*SHORT EXERCISE*: Return the whole listing, line for line, without the pictures in it.

:: SOURCE EXCERPT ::

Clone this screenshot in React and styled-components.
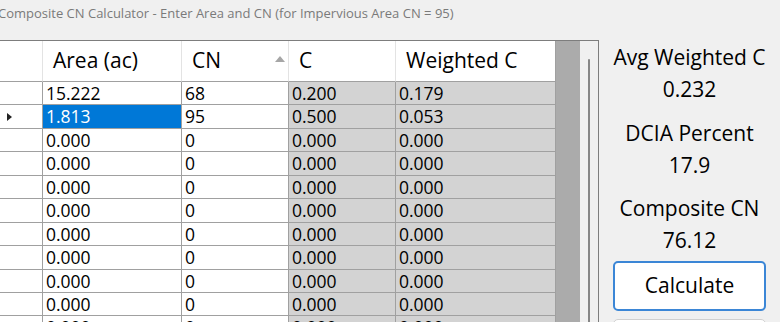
import styled, { createGlobalStyle } from 'styled-components';

const GlobalStyle = createGlobalStyle`
  html, body {
    margin: 0;
    padding: 0;
    background: #f0f0f0;
    overflow: hidden;
  }
  body {
    font-family: "Open Sans", "Noto Sans", sans-serif;
  }
`;

const Window = styled.div`
  width: 780px;
  height: 322px;
  overflow: hidden;
  display: flex;
  flex-direction: column;
  background: #f0f0f0;
`;

const TitleBar = styled.div`
  height: 40px;
  flex: none;
  padding-top: 3px;
  box-sizing: border-box;
  font-size: 13px;
  line-height: 20px;
  color: #7a7a7a;
  white-space: nowrap;
  text-indent: -2px;
`;

const Main = styled.div`
  flex: 1;
  display: flex;
  min-height: 0;
`;

const GridFrame = styled.div`
  width: 599px;
  flex: none;
  display: flex;
  border-top: 1px solid #7d7d7d;
  border-right: 1px solid #7d7d7d;
  box-sizing: border-box;
  overflow: hidden;
`;

const Table = styled.div`
  width: 556px;
  flex: none;
  background: #ababab;
`;

const COLS = '43px 139px 107px 107px 160px';

const HeaderRow = styled.div`
  display: grid;
  grid-template-columns: ${COLS};
  height: 41px;
`;

const HeaderCell = styled.div`
  background: #fff;
  border-right: 1px solid #e3e3e3;
  border-bottom: 1px solid #a0a0a0;
  box-sizing: border-box;
  display: flex;
  align-items: center;
  justify-content: space-between;
  padding: 0 10px 2px 10px;
  font-size: 21px;
  color: #000;
  &:last-child {
    border-right-color: #a0a0a0;
  }
`;

const SortGlyph = styled.svg`
  width: 10px;
  height: 6px;
  margin-right: -7px;
  margin-bottom: 2px;
`;

const Row = styled.div`
  display: grid;
  grid-template-columns: ${COLS};
  height: 23.45px;
`;

const Cell = styled.div`
  background: ${p => (p.$selected ? '#0078d7' : p.$readonly ? '#d3d3d3' : '#fff')};
  color: ${p => (p.$selected ? '#fff' : '#000')};
  border-right: 1px solid #a0a0a0;
  border-bottom: 1px solid #a0a0a0;
  box-sizing: border-box;
  font-size: 17.5px;
  line-height: 22px;
  padding-left: 3px;
  white-space: nowrap;
  overflow: hidden;
`;

const RowHeader = styled.div`
  background: #fff;
  border-right: 1px solid #a0a0a0;
  border-bottom: 1px solid #a0a0a0;
  box-sizing: border-box;
  display: flex;
  align-items: center;
  padding-left: 7px;
`;

const Workspace = styled.div`
  width: 24px;
  flex: none;
  background: #ababab;
`;

const ScrollTrack = styled.div`
  flex: 1;
  background: #f0f0f0;
  display: flex;
  justify-content: center;
  padding-top: 18px;
`;

const ScrollThumb = styled.div`
  width: 2px;
  height: 400px;
  background: #868686;
  border-radius: 1px;
  margin-left: -1px;
`;

const Panel = styled.div`
  flex: 1;
  display: flex;
  flex-direction: column;
  align-items: center;
  padding-top: 1px;
`;

const Label = styled.div`
  font-size: 21px;
  line-height: 32px;
  color: #000;
  margin-top: ${p => p.$gap || 0}px;
  white-space: nowrap;
`;

const Value = styled.div`
  font-size: 21px;
  line-height: 32px;
  color: #000;
`;

const Button = styled.button`
  margin-top: ${p => p.$gap || 0}px;
  width: 153px;
  height: 50px;
  flex: none;
  background: #fff;
  border: ${p => (p.$primary ? '2px solid #3b86d6' : '1px solid #d0d0d0')};
  border-radius: 5px;
  font-family: inherit;
  font-size: 21px;
  color: #000;
  padding: 0 0 2px;
`;

const rows = [
  ['15.222', '68', '0.200', '0.179'],
  ['1.813', '95', '0.500', '0.053'],
  ...Array.from({ length: 10 }, () => ['0.000', '0', '0.000', '0.000']),
];

const Arrow = () => (
  <svg width="5" height="8" viewBox="0 0 5 8">
    <path d="M0 0 L5 4 L0 8 Z" fill="#222" />
  </svg>
);

export default function App() {
  return (
    <>
      <GlobalStyle />
      <Window>
        <TitleBar>Composite CN Calculator - Enter Area and CN (for Impervious Area CN = 95)</TitleBar>
        <Main>
          <GridFrame>
            <Table>
              <HeaderRow>
                <HeaderCell />
                <HeaderCell>Area (ac)</HeaderCell>
                <HeaderCell>
                  CN
                  <SortGlyph viewBox="0 0 10 6">
                    <path d="M0 6 L5 0 L10 6 Z" fill="#a6a6a6" />
                  </SortGlyph>
                </HeaderCell>
                <HeaderCell>C</HeaderCell>
                <HeaderCell>Weighted C</HeaderCell>
              </HeaderRow>
              {rows.map((r, i) => (
                <Row key={i}>
                  <RowHeader>{i === 1 && <Arrow />}</RowHeader>
                  <Cell $selected={i === 1}>{r[0]}</Cell>
                  <Cell>{r[1]}</Cell>
                  <Cell $readonly>{r[2]}</Cell>
                  <Cell $readonly>{r[3]}</Cell>
                </Row>
              ))}
            </Table>
            <Workspace />
            <ScrollTrack>
              <ScrollThumb />
            </ScrollTrack>
          </GridFrame>
          <Panel>
            <Label>Avg Weighted C</Label>
            <Value>0.232</Value>
            <Label $gap={12}>DCIA Percent</Label>
            <Value>17.9</Value>
            <Label $gap={11}>Composite CN</Label>
            <Value>76.12</Value>
            <Button $primary $gap={5}>Calculate</Button>
            <Button $gap={8} />
          </Panel>
        </Main>
      </Window>
    </>
  );
}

:::

*THE OUTPUT*:
Clone this screenshot in React and styled-components.
import styled, { createGlobalStyle } from 'styled-components';

const GlobalStyle = createGlobalStyle`
  html, body {
    margin: 0;
    padding: 0;
    background: #f0f0f0;
    overflow: hidden;
  }
  body {
    font-family: "Open Sans", "Noto Sans", sans-serif;
  }
`;

const Window = styled.div`
  width: 780px;
  height: 322px;
  overflow: hidden;
  display: flex;
  flex-direction: column;
  background: #f0f0f0;
`;

const TitleBar = styled.div`
  height: 40px;
  flex: none;
  padding-top: 3px;
  box-sizing: border-box;
  font-size: 13px;
  line-height: 20px;
  color: #7a7a7a;
  white-space: nowrap;
  text-indent: -2px;
`;

const Main = styled.div`
  flex: 1;
  display: flex;
  min-height: 0;
`;

const GridFrame = styled.div`
  width: 599px;
  flex: none;
  display: flex;
  border-top: 1px solid #7d7d7d;
  border-right: 1px solid #7d7d7d;
  box-sizing: border-box;
  overflow: hidden;
`;

const Table = styled.div`
  width: 556px;
  flex: none;
  background: #ababab;
`;

const COLS = '43px 139px 107px 107px 160px';

const HeaderRow = styled.div`
  display: grid;
  grid-template-columns: ${COLS};
  height: 41px;
`;

const HeaderCell = styled.div`
  background: #fff;
  border-right: 1px solid #e3e3e3;
  border-bottom: 1px solid #a0a0a0;
  box-sizing: border-box;
  display: flex;
  align-items: center;
  justify-content: space-between;
  padding: 0 10px 2px 10px;
  font-size: 21px;
  color: #000;
  &:last-child {
    border-right-color: #a0a0a0;
  }
`;

const SortGlyph = styled.svg`
  width: 10px;
  height: 6px;
  margin-right: -7px;
  margin-bottom: 2px;
`;

const Row = styled.div`
  display: grid;
  grid-template-columns: ${COLS};
  height: 23.45px;
`;

const Cell = styled.div`
  background: ${p => (p.$selected ? '#0078d7' : p.$readonly ? '#d3d3d3' : '#fff')};
  color: ${p => (p.$selected ? '#fff' : '#000')};
  border-right: 1px solid #a0a0a0;
  border-bottom: 1px solid #a0a0a0;
  box-sizing: border-box;
  font-size: 17.5px;
  line-height: 22px;
  padding-left: 3px;
  white-space: nowrap;
  overflow: hidden;
`;

const RowHeader = styled.div`
  background: #fff;
  border-right: 1px solid #a0a0a0;
  border-bottom: 1px solid #a0a0a0;
  box-sizing: border-box;
  display: flex;
  align-items: center;
  padding-left: 7px;
`;

const Workspace = styled.div`
  width: 24px;
  flex: none;
  background: #ababab;
`;

const ScrollTrack = styled.div`
  flex: 1;
  background: #f0f0f0;
  display: flex;
  justify-content: center;
  padding-top: 18px;
`;

const ScrollThumb = styled.div`
  width: 2px;
  height: 400px;
  background: #868686;
  border-radius: 1px;
  margin-left: -1px;
`;

const Panel = styled.div`
  flex: 1;
  display: flex;
  flex-direction: column;
  align-items: center;
  padding-top: 1px;
`;

const Label = styled.div`
  font-size: 21px;
  line-height: 32px;
  color: #000;
  margin-top: ${p => p.$gap || 0}px;
  white-space: nowrap;
`;

const Value = styled.div`
  font-size: 21px;
  line-height: 32px;
  color: #000;
`;

const Button = styled.button`
  margin-top: ${p => p.$gap || 0}px;
  width: 153px;
  height: 50px;
  flex: none;
  background: #fff;
  border: ${p => (p.$primary ? '2px solid #3b86d6' : '1px solid #d0d0d0')};
  border-radius: 5px;
  font-family: inherit;
  font-size: 21px;
  color: #000;
  padding: 0 0 2px;
`;

const rows = [
  ['15.222', '68', '0.200', '0.179'],
  ['1.813', '95', '0.500', '0.053'],
  ...Array.from({ length: 10 }, () => ['0.000', '0', '0.000', '0.000']),
];

const Arrow = () => (
  <svg width="5" height="8" viewBox="0 0 5 8">
    <path d="M0 0 L5 4 L0 8 Z" fill="#222" />
  </svg>
);

export default function App() {
  return (
    <>
      <GlobalStyle />
      <Window>
        <TitleBar>Composite CN Calculator - Enter Area and CN (for Impervious Area CN = 95)</TitleBar>
        <Main>
          <GridFrame>
            <Table>
              <HeaderRow>
                <HeaderCell />
                <HeaderCell>Area (ac)</HeaderCell>
                <HeaderCell>
                  CN
                  <SortGlyph viewBox="0 0 10 6">
                    <path d="M0 6 L5 0 L10 6 Z" fill="#a6a6a6" />
                  </SortGlyph>
                </HeaderCell>
                <HeaderCell>C</HeaderCell>
                <HeaderCell>Weighted C</HeaderCell>
              </HeaderRow>
              {rows.map((r, i) => (
                <Row key={i}>
                  <RowHeader>{i === 1 && <Arrow />}</RowHeader>
                  <Cell $selected={i === 1}>{r[0]}</Cell>
                  <Cell>{r[1]}</Cell>
                  <Cell $readonly>{r[2]}</Cell>
                  <Cell $readonly>{r[3]}</Cell>
                </Row>
              ))}
            </Table>
            <Workspace />
            <ScrollTrack>
              <ScrollThumb />
            </ScrollTrack>
          </GridFrame>
          <Panel>
            <Label>Avg Weighted C</Label>
            <Value>0.232</Value>
            <Label $gap={12}>DCIA Percent</Label>
            <Value>17.9</Value>
            <Label $gap={11}>Composite CN</Label>
            <Value>76.12</Value>
            <Button $primary $gap={5}>Calculate</Button>
            <Button $gap={8} />
          </Panel>
        </Main>
      </Window>
    </>
  );
}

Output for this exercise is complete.